Exercise brief
Using the entries that follow, collect the lines where the word "React" appears.

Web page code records

......

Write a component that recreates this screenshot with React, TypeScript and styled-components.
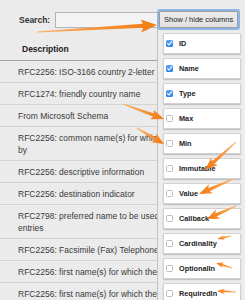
import React from 'react';
import styled, { createGlobalStyle } from 'styled-components';

interface ColumnOption {
  label: string;
  checked: boolean;
}

interface ArrowSpec {
  tail: [number, number];
  tip: [number, number];
  tailWidth: number;
  shaftWidth: number;
  headWidth: number;
  headLength: number;
}

const descriptions = [
  'RFC2256: ISO-3166 country 2-letter code',
  'RFC1274: friendly country name',
  'From Microsoft Schema',
  'RFC2256: common name(s) for which the entity is known by',
  'RFC2256: descriptive information',
  'RFC2256: destination indicator',
  'RFC2798: preferred name to be used when displaying entries',
  'RFC2256: Facsimile (Fax) Telephone Number',
  'RFC2256: first name(s) for which the entity is known by',
  'RFC2256: first name(s) for which the entity is known by',
];

const columns: ColumnOption[] = [
  { label: 'ID', checked: true },
  { label: 'Name', checked: true },
  { label: 'Type', checked: true },
  { label: 'Max', checked: false },
  { label: 'Min', checked: false },
  { label: 'Immutable', checked: false },
  { label: 'Value', checked: false },
  { label: 'Callback', checked: false },
  { label: 'Cardinality', checked: false },
  { label: 'OptionalIn', checked: false },
  { label: 'RequiredIn', checked: false },
];

const arrows: ArrowSpec[] = [
  { tail: [37, 32], tip: [157, 25], tailWidth: 1, shaftWidth: 4, headWidth: 13, headLength: 14 },
  { tail: [123, 104], tip: [164, 119], tailWidth: 1, shaftWidth: 3.5, headWidth: 10, headLength: 11 },
  { tail: [137, 128], tip: [164, 144], tailWidth: 1, shaftWidth: 3.5, headWidth: 10, headLength: 10 },
  { tail: [236, 142], tip: [205, 170], tailWidth: 1, shaftWidth: 3.5, headWidth: 10, headLength: 11 },
  { tail: [233, 179], tip: [199, 194], tailWidth: 1, shaftWidth: 3.5, headWidth: 10, headLength: 11 },
  { tail: [236, 206], tip: [207, 219], tailWidth: 1, shaftWidth: 3.5, headWidth: 10, headLength: 10 },
  { tail: [231, 236], tip: [217, 239], tailWidth: 0.8, shaftWidth: 2, headWidth: 5, headLength: 6 },
  { tail: [232, 268], tip: [216, 263], tailWidth: 0.8, shaftWidth: 2, headWidth: 6, headLength: 6 },
  { tail: [236, 292], tip: [217, 291], tailWidth: 0.8, shaftWidth: 2, headWidth: 6, headLength: 6 },
];

// tapered arrow outline: thin tail, widening shaft, barbed head
const arrowPoints = ({ tail, tip, tailWidth, shaftWidth, headWidth, headLength }: ArrowSpec) => {
  const dx = tip[0] - tail[0];
  const dy = tip[1] - tail[1];
  const len = Math.hypot(dx, dy);
  const ux = dx / len;
  const uy = dy / len;
  const nx = -uy;
  const ny = ux;
  const bx = tip[0] - ux * headLength;
  const by = tip[1] - uy * headLength;
  const pt = (x: number, y: number, w: number) => `${(x + nx * w).toFixed(2)},${(y + ny * w).toFixed(2)}`;
  return [
    pt(tail[0], tail[1], tailWidth / 2),
    pt(bx, by, shaftWidth / 2),
    pt(bx - ux * 2, by - uy * 2, headWidth / 2),
    `${tip[0]},${tip[1]}`,
    pt(bx - ux * 2, by - uy * 2, -headWidth / 2),
    pt(bx, by, -shaftWidth / 2),
    pt(tail[0], tail[1], -tailWidth / 2),
  ].join(' ');
};

const App: React.FC = () => {
  return (
    <>
      <GlobalStyle />
      <Page>
        <TopBar>
          <SearchLabel>Search:</SearchLabel>
          <SearchInput type="text" />
          <ColumnsButton>Show / hide columns</ColumnsButton>
        </TopBar>

        <Table>
          <HeaderCell>Description</HeaderCell>
          {descriptions.map((text, i) => (
            <Row key={i}>{text}</Row>
          ))}
        </Table>

        <ColumnMenu>
          {columns.map(col => (
            <ColumnItem key={col.label}>
              <Check checked={col.checked}>
                {col.checked && (
                  <svg width="7" height="7" viewBox="0 0 7 7">
                    <path d="M1.6 3.6 L3 5 L5.5 1.8" fill="none" stroke="#fff" strokeWidth="1.1" strokeLinecap="round" strokeLinejoin="round" />
                  </svg>
                )}
              </Check>
              <ColumnLabel>{col.label}</ColumnLabel>
            </ColumnItem>
          ))}
        </ColumnMenu>

        <ArrowLayer width="245" height="300" viewBox="0 0 245 300">
          <defs>
            {arrows.map((a, i) => (
              <linearGradient
                key={i}
                id={`arrow-grad-${i}`}
                gradientUnits="userSpaceOnUse"
                x1={a.tail[0]}
                y1={a.tail[1]}
                x2={a.tip[0]}
                y2={a.tip[1]}
              >
                <stop offset="0" stopColor="#fbb36a" />
                <stop offset="0.5" stopColor="#f7923a" />
                <stop offset="1" stopColor="#f47a12" />
              </linearGradient>
            ))}
          </defs>
          {arrows.map((a, i) => (
            <polygon key={i} points={arrowPoints(a)} fill={`url(#arrow-grad-${i})`} />
          ))}
        </ArrowLayer>
      </Page>
    </>
  );
};

const GlobalStyle = createGlobalStyle`
  html, body {
    margin: 0;
    padding: 0;
    background: #ebebeb;
    overflow: hidden;
  }
  body {
    font-family: "Liberation Sans", Arial, sans-serif;
  }
`;

const Page = styled.div`
  position: relative;
  width: 245px;
  height: 300px;
  overflow: hidden;
  background: #ebebeb;
  color: #333;
`;

const TopBar = styled.div`
  display: flex;
  align-items: center;
  height: 21px;
  padding: 9px 0 0 19px;
`;

const SearchLabel = styled.label`
  font-size: 8.5px;
  font-weight: bold;
  color: #333;
  margin-right: 5px;
`;

const SearchInput = styled.input`
  box-sizing: border-box;
  width: 103px;
  height: 16px;
  margin: 0;
  padding: 0 3px;
  border: 1px solid #b3b3b3;
  background: #f3f3f3;
  outline: none;
`;

const ColumnsButton = styled.button`
  box-sizing: border-box;
  width: 79px;
  height: 17px;
  margin: 0 0 0 1px;
  padding: 0;
  border: 1px solid #9c9c9c;
  border-radius: 1px;
  background: linear-gradient(#ececec, #e1e1e1);
  box-shadow: 0 0 0 2px #8db5e6;
  font-family: "Liberation Sans", Arial, sans-serif;
  font-size: 7.5px;
  color: #222;
  white-space: nowrap;
  position: relative;
  z-index: 2;
`;

const Table = styled.div`
  display: flex;
  flex-direction: column;
  width: 157px;
  height: 270px;
  overflow: hidden;
`;

const HeaderCell = styled.div`
  flex-shrink: 0;
  padding: 13px 0 5px 22px;
  line-height: 12px;
  font-size: 8.5px;
  font-weight: bold;
  color: #222;
  border-bottom: 1px solid #a3a3a3;
`;

const Row = styled.div`
  flex-shrink: 0;
  width: 25.6em;
  padding: 4.5px 0 4.5px 18px;
  line-height: 12px;
  font-size: 8.5px;
  color: #3a3a3a;
  border-bottom: 1px solid #d3d3d3;
`;

const ColumnMenu = styled.div`
  position: absolute;
  left: 157px;
  top: 29px;
  right: 0;
  bottom: 0;
  z-index: 1;
  display: flex;
  flex-direction: column;
  gap: 4px;
  padding: 4px 0 0 5px;
  background: #ededed;
  border-left: 1px solid #c2c2c2;
  overflow: hidden;
`;

const ColumnItem = styled.div`
  box-sizing: border-box;
  display: flex;
  align-items: center;
  gap: 6px;
  flex-shrink: 0;
  width: 78px;
  height: 21px;
  padding-left: 2px;
  background: #fff;
  border: 1px solid #d2d2d2;
  border-radius: 1px;
  box-shadow: 0 1px 1.5px rgba(0, 0, 0, 0.22);
`;

const Check = styled.span<{ checked: boolean }>`
  box-sizing: border-box;
  display: flex;
  width: 7px;
  height: 7px;
  border-radius: 1.5px;
  border: ${props => (props.checked ? 'none' : '1px solid #bdbdbd')};
  background: ${props => (props.checked ? 'linear-gradient(#5aa3f5, #2f82ee)' : '#fff')};
`;

const ColumnLabel = styled.span`
  font-size: 7.3px;
  font-weight: bold;
  color: #222;
`;

const ArrowLayer = styled.svg`
  position: absolute;
  left: 0;
  top: 0;
  z-index: 3;
  pointer-events: none;
`;

export default App;
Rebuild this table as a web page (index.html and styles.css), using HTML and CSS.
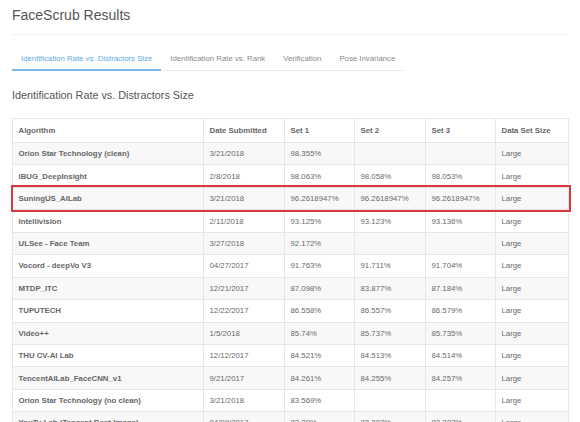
FILE: index.html
```html
<!DOCTYPE html>
<html lang="en">
<head>
<meta charset="utf-8">
<title>FaceScrub Results</title>
<link rel="stylesheet" href="styles.css">
</head>
<body>
<div class="page">
  <h1 class="title">FaceScrub Results</h1>
  <nav class="tabs">
    <a class="tab active">Identification Rate vs. Distractors Size</a>
    <a class="tab">Identification Rate vs. Rank</a>
    <a class="tab">Verification</a>
    <a class="tab">Pose Invariance</a>
  </nav>
  <h2 class="section-title">Identification Rate vs. Distractors Size</h2>
  <table class="results">
    <colgroup>
      <col class="c-alg"><col class="c-date"><col class="c-set1"><col class="c-set2"><col class="c-set3"><col class="c-size">
    </colgroup>
    <thead>
      <tr><th>Algorithm</th><th>Date Submitted</th><th>Set 1</th><th>Set 2</th><th>Set 3</th><th>Data Set Size</th></tr>
    </thead>
    <tbody>
      <tr><td class="name">Orion Star Technology (clean)</td><td>3/21/2018</td><td>98.355%</td><td></td><td></td><td>Large</td></tr>
      <tr><td class="name">iBUG_DeepInsight</td><td>2/8/2018</td><td>98.063%</td><td>98.058%</td><td>98.053%</td><td>Large</td></tr>
      <tr class="highlight"><td class="name">SuningUS_AILab</td><td>3/21/2018</td><td>96.2618947%</td><td>96.2618947%</td><td>96.2618947%</td><td>Large</td></tr>
      <tr><td class="name">Intellivision</td><td>2/11/2018</td><td>93.125%</td><td>93.123%</td><td>93.136%</td><td>Large</td></tr>
      <tr><td class="name">ULSee - Face Team</td><td>3/27/2018</td><td>92.172%</td><td></td><td></td><td>Large</td></tr>
      <tr><td class="name">Vocord - deepVo V3</td><td>04/27/2017</td><td>91.763%</td><td>91.711%</td><td>91.704%</td><td>Large</td></tr>
      <tr><td class="name">MTDP_ITC</td><td>12/21/2017</td><td>87.098%</td><td>83.877%</td><td>87.184%</td><td>Large</td></tr>
      <tr><td class="name">TUPUTECH</td><td>12/22/2017</td><td>86.558%</td><td>86.557%</td><td>86.579%</td><td>Large</td></tr>
      <tr><td class="name">Video++</td><td>1/5/2018</td><td>85.74%</td><td>85.737%</td><td>85.735%</td><td>Large</td></tr>
      <tr><td class="name">THU CV-AI Lab</td><td>12/12/2017</td><td>84.521%</td><td>84.513%</td><td>84.514%</td><td>Large</td></tr>
      <tr><td class="name">TencentAILab_FaceCNN_v1</td><td>9/21/2017</td><td>84.261%</td><td>84.255%</td><td>84.257%</td><td>Large</td></tr>
      <tr><td class="name">Orion Star Technology (no clean)</td><td>3/21/2018</td><td>83.569%</td><td></td><td></td><td>Large</td></tr>
      <tr><td class="name">YouTu Lab (Tencent Best-Image)</td><td>04/08/2017</td><td>83.29%</td><td>83.287%</td><td>83.283%</td><td>Large</td></tr>
    </tbody>
  </table>
</div>
</body>
</html>
```

FILE: styles.css
```css
html, body {
  margin: 0;
  padding: 0;
  background: #ffffff;
  overflow: hidden;
}

.page {
  padding: 6px 12px 0 12px;
  font-family: "Liberation Sans", Arial, Helvetica, sans-serif;
  color: #555555;
}

.title {
  margin: 0;
  font-size: 14px;
  line-height: 18px;
  font-weight: normal;
  color: #555555;
  padding-bottom: 10px;
  border-bottom: 1px solid #f0f0f0;
}

.tabs {
  display: inline-flex;
  border-bottom: 1px solid #ececec;
}

.tab {
  display: block;
  padding: 19px 9px 5px 9px;
  font-size: 7.8px;
  line-height: 10px;
  color: #8a8a8a;
  border-bottom: 2px solid transparent;
  margin-bottom: -1px;
  text-decoration: none;
}

.tab.active {
  color: #5ea9e2;
  border-bottom-color: #78b8ea;
}

.section-title {
  margin: 17px 0 16px 0;
  font-size: 10.8px;
  line-height: 14px;
  font-weight: normal;
  color: #555555;
}

.results {
  width: 556px;
  table-layout: fixed;
  border-collapse: collapse;
  font-size: 7.8px;
  color: #6a6a6a;
}

.c-alg { width: 191px; }
.c-date { width: 81px; }
.c-set1 { width: 70px; }
.c-set2 { width: 71px; }
.c-set3 { width: 70px; }
.c-size { width: 73px; }

.results th,
.results td {
  border: 1px solid #e6e6e6;
  padding: 0 5px 0 5.5px;
  text-align: left;
  white-space: nowrap;
  overflow: hidden;
}

.results th {
  height: 23px;
  font-weight: bold;
  color: #666666;
}

.results td {
  height: 21.45px;
}

.results td.name {
  font-weight: bold;
  color: #666666;
}

.results tbody tr:nth-child(odd) {
  background: #f8f8f8;
}

.results tr.highlight {
  outline: 2px solid #d8393c;
  outline-offset: 0;
}
```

......

Result of this exercise
Write a component that recreates this screenshot with React, TypeScript and styled-components.
import React from 'react';
const App: React.FC = () => {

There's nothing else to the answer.